**WHAT TO PRODUCE:** Look through the data for the string "this". Copy every line where it is found.

**ENTRIES SHOWN:**

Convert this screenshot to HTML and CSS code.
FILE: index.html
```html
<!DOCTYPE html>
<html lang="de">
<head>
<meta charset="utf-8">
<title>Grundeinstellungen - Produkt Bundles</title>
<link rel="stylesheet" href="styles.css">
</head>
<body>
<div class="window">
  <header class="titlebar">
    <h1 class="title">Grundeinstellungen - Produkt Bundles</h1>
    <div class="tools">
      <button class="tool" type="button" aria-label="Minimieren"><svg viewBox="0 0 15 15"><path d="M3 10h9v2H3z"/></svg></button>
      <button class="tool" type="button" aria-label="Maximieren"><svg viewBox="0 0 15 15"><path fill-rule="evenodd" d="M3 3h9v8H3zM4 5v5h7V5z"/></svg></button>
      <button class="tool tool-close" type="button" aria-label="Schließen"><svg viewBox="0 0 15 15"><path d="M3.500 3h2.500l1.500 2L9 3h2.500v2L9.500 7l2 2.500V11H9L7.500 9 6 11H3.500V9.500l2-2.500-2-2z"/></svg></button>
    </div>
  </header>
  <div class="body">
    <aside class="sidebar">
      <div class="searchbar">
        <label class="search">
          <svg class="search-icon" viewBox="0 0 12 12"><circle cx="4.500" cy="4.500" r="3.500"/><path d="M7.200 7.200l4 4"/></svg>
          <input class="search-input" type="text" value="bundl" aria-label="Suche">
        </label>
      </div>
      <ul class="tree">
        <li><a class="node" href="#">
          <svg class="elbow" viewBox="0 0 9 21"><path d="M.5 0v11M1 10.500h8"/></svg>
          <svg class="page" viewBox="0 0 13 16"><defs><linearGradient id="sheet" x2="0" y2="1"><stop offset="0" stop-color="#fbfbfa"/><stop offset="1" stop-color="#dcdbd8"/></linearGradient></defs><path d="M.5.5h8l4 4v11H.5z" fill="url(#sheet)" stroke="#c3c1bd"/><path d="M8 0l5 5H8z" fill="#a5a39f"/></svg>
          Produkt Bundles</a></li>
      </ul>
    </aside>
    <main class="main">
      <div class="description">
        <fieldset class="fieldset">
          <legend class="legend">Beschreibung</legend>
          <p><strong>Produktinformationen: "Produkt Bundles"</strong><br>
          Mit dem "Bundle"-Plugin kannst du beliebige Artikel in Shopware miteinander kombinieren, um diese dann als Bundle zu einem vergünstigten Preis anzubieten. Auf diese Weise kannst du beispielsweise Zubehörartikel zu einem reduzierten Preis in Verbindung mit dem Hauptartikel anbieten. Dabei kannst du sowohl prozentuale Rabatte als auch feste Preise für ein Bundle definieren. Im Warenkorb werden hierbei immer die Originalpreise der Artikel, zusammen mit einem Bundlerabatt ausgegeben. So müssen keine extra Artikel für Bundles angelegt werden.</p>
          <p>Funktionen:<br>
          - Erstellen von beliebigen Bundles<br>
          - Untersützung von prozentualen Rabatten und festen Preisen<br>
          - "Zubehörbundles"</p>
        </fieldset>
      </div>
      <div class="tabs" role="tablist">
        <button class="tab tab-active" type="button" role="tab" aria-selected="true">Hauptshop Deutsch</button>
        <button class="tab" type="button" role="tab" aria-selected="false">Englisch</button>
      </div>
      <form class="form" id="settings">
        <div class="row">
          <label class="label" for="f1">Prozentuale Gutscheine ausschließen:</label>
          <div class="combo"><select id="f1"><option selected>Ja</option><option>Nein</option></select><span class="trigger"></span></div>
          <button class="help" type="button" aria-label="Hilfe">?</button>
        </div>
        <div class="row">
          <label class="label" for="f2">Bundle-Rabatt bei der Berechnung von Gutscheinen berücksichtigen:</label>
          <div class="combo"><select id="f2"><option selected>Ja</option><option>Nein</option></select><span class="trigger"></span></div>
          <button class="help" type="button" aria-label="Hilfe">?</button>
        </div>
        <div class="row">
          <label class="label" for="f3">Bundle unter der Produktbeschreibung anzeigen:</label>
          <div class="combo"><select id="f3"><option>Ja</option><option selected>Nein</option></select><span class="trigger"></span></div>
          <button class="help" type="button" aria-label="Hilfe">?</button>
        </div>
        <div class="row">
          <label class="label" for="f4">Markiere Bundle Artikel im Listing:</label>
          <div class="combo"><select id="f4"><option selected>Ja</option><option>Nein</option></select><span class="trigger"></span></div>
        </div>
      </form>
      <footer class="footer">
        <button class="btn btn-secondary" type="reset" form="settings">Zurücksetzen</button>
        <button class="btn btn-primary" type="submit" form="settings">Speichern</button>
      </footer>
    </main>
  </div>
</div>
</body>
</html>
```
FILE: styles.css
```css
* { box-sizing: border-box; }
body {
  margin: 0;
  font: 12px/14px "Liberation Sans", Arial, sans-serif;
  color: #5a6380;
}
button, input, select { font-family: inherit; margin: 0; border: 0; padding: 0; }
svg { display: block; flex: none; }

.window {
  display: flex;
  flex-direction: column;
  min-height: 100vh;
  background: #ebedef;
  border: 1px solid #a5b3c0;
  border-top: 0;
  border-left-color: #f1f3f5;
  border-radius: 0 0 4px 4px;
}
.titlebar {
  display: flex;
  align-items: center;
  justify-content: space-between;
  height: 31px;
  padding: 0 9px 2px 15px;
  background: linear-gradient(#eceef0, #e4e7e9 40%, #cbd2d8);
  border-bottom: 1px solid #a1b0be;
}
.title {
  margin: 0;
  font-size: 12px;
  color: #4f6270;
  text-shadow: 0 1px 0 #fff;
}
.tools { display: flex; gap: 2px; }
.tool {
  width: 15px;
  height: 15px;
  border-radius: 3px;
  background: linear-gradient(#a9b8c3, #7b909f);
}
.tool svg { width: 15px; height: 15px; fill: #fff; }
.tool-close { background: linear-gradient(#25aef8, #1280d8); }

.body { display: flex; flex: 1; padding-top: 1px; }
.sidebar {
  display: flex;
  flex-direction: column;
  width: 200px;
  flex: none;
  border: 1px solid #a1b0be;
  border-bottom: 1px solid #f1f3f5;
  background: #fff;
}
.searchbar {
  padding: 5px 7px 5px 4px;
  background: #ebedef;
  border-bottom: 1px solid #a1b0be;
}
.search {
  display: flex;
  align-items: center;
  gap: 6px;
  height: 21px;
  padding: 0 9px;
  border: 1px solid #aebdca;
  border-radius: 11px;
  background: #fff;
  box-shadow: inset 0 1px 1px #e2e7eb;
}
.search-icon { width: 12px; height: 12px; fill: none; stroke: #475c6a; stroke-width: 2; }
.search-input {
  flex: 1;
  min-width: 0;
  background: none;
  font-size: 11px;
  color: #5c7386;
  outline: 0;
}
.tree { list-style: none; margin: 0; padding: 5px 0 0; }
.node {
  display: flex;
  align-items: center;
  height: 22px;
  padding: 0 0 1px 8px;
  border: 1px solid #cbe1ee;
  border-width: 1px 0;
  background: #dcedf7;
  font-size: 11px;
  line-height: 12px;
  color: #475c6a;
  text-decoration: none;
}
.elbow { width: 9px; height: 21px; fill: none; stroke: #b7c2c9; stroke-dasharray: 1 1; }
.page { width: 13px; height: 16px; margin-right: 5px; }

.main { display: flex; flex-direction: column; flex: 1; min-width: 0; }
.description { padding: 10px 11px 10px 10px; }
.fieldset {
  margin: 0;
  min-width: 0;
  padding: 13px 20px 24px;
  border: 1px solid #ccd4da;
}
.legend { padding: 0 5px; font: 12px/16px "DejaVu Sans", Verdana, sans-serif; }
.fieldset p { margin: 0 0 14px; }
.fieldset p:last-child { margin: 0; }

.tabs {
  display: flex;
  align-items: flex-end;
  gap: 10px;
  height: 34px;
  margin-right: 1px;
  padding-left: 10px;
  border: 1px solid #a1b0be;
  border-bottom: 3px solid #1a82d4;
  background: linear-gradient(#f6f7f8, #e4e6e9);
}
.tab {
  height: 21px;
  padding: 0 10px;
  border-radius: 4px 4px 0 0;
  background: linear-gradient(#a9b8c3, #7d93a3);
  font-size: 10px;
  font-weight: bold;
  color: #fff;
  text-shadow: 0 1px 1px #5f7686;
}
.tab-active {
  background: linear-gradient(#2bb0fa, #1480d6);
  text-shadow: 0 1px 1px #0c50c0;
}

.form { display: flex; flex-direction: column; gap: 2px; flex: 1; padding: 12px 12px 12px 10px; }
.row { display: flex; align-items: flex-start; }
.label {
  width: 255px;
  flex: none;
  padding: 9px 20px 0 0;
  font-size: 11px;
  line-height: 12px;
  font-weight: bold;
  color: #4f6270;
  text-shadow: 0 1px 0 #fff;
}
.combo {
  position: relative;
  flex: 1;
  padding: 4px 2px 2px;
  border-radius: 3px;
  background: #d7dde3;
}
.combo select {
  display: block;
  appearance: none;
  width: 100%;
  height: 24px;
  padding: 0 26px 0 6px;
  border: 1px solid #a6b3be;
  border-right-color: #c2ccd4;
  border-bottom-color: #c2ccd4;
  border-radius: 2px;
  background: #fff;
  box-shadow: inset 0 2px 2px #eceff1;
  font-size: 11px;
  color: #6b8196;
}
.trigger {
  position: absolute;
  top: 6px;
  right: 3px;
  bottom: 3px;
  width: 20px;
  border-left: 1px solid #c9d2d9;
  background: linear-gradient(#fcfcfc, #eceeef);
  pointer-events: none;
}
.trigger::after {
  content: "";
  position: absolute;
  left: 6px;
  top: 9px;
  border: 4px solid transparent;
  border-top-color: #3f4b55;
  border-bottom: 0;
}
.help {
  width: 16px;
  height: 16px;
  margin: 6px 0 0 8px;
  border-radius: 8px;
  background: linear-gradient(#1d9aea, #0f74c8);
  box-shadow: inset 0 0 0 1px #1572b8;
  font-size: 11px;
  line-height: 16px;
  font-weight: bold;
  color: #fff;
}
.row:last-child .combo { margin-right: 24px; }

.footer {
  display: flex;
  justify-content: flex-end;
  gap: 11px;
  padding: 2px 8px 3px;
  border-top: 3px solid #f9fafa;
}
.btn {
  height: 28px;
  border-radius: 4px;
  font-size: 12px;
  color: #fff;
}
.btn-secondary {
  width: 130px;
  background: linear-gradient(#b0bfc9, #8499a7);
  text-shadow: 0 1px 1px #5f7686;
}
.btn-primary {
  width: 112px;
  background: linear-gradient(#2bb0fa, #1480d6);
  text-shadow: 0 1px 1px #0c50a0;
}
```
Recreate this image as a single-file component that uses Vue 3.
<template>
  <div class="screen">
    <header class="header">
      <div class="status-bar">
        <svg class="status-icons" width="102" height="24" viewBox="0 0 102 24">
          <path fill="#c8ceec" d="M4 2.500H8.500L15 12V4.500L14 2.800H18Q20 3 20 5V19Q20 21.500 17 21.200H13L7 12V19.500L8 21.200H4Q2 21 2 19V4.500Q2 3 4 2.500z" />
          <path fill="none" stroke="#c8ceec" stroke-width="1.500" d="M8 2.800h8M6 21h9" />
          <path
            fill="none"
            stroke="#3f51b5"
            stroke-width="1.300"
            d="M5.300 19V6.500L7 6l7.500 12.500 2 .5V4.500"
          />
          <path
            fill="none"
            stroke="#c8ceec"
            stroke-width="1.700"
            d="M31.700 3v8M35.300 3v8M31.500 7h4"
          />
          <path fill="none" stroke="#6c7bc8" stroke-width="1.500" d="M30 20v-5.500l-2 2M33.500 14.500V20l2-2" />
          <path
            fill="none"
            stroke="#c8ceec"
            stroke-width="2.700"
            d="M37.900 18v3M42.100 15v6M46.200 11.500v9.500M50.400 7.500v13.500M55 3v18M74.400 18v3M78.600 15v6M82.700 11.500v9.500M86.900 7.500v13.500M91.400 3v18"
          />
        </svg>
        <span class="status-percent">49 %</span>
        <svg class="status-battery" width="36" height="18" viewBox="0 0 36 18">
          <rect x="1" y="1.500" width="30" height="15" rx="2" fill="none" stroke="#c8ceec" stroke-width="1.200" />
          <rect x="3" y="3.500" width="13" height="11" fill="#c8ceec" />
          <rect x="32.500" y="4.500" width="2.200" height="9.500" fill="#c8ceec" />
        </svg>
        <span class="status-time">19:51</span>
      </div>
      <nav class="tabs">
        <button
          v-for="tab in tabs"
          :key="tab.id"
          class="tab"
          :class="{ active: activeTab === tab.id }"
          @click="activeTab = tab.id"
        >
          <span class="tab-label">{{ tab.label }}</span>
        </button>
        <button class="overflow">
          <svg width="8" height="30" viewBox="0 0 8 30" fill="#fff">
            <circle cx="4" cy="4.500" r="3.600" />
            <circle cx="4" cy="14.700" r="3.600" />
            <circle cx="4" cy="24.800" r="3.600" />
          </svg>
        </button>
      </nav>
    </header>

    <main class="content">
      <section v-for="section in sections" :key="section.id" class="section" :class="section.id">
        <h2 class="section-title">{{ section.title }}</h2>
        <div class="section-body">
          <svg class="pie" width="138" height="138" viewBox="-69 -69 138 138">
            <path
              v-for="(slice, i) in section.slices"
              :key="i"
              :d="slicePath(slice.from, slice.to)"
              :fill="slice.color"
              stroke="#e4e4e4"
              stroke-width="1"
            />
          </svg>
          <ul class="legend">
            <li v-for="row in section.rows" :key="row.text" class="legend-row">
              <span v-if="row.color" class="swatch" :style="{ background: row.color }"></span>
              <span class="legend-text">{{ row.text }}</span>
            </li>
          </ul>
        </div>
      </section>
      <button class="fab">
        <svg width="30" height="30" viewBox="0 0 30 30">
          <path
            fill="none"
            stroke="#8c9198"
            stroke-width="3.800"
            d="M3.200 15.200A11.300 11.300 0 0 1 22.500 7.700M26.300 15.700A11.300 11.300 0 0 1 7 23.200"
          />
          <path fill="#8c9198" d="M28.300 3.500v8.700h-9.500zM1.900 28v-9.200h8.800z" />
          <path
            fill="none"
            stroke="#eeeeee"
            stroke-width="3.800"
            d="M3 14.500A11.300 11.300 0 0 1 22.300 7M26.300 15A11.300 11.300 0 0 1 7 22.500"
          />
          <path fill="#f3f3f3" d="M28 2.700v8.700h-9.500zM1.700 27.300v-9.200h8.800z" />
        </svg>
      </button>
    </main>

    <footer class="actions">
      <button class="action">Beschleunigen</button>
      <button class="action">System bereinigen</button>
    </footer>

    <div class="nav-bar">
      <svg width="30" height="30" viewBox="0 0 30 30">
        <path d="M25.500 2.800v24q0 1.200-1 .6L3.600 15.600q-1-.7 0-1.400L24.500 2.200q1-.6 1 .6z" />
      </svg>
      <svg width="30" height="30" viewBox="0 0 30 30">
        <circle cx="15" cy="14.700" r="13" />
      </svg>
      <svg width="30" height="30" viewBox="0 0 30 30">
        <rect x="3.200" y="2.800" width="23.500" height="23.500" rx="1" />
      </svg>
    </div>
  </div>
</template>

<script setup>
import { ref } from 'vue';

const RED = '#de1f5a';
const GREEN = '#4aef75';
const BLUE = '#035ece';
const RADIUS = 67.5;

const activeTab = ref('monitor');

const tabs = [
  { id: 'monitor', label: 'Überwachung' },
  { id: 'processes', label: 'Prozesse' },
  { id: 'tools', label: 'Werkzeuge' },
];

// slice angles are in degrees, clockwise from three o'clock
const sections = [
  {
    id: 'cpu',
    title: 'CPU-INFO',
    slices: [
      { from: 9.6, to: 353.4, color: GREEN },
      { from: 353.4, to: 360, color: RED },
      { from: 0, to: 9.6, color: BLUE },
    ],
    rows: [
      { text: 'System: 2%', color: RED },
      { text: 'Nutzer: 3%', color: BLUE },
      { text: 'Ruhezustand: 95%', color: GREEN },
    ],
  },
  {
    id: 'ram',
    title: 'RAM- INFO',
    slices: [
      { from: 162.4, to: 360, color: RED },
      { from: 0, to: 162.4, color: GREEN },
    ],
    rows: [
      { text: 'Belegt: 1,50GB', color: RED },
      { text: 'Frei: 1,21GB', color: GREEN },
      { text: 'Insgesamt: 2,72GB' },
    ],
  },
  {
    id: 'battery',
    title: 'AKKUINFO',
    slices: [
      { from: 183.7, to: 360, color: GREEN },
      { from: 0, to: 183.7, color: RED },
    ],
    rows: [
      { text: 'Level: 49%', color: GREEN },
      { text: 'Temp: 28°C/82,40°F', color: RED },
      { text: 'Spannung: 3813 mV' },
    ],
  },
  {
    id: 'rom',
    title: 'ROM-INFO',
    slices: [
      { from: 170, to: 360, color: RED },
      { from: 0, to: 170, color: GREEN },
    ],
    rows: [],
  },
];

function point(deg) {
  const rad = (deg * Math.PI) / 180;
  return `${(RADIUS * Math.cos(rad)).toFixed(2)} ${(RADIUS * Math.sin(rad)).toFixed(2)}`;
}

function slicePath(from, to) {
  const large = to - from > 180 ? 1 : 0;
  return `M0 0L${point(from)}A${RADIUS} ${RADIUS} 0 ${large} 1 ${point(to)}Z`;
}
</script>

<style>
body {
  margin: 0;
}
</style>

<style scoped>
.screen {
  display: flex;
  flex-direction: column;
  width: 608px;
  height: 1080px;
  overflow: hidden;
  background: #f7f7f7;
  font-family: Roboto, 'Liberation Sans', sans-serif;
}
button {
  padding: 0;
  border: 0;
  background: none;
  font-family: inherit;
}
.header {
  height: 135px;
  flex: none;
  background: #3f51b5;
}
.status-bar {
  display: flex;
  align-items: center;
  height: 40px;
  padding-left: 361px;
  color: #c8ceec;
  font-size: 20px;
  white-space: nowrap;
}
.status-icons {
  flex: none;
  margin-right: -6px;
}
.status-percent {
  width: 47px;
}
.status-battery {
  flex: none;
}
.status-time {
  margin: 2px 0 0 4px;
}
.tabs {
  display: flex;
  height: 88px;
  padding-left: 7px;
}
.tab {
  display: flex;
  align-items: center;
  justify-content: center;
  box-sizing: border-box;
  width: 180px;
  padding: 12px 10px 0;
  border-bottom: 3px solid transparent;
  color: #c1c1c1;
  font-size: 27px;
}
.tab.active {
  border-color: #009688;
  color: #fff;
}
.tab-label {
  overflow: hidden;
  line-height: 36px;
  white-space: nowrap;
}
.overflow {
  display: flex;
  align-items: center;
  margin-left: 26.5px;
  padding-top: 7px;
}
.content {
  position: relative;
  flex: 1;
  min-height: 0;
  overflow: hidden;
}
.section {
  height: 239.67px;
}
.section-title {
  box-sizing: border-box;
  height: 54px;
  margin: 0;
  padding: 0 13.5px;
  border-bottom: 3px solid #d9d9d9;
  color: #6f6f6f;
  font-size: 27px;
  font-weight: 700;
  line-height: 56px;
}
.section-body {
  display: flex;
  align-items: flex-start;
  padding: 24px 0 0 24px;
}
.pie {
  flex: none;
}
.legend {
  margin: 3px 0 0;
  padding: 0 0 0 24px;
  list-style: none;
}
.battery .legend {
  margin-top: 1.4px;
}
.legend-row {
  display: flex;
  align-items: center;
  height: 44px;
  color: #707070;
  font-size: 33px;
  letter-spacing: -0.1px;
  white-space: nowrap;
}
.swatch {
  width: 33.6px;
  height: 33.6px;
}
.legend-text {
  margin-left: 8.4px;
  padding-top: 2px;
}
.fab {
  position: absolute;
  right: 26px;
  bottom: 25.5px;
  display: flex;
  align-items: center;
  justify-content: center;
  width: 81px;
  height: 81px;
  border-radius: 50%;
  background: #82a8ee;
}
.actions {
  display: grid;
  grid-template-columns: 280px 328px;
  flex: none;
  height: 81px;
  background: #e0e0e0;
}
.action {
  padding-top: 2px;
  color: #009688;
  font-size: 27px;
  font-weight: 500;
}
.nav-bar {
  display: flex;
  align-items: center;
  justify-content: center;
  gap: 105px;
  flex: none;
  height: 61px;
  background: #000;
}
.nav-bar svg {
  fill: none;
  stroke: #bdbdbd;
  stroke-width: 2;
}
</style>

**TASK RESPONSE:**
Convert this screenshot to HTML and CSS code.
Recreate this image as a single-file component that uses Vue 3.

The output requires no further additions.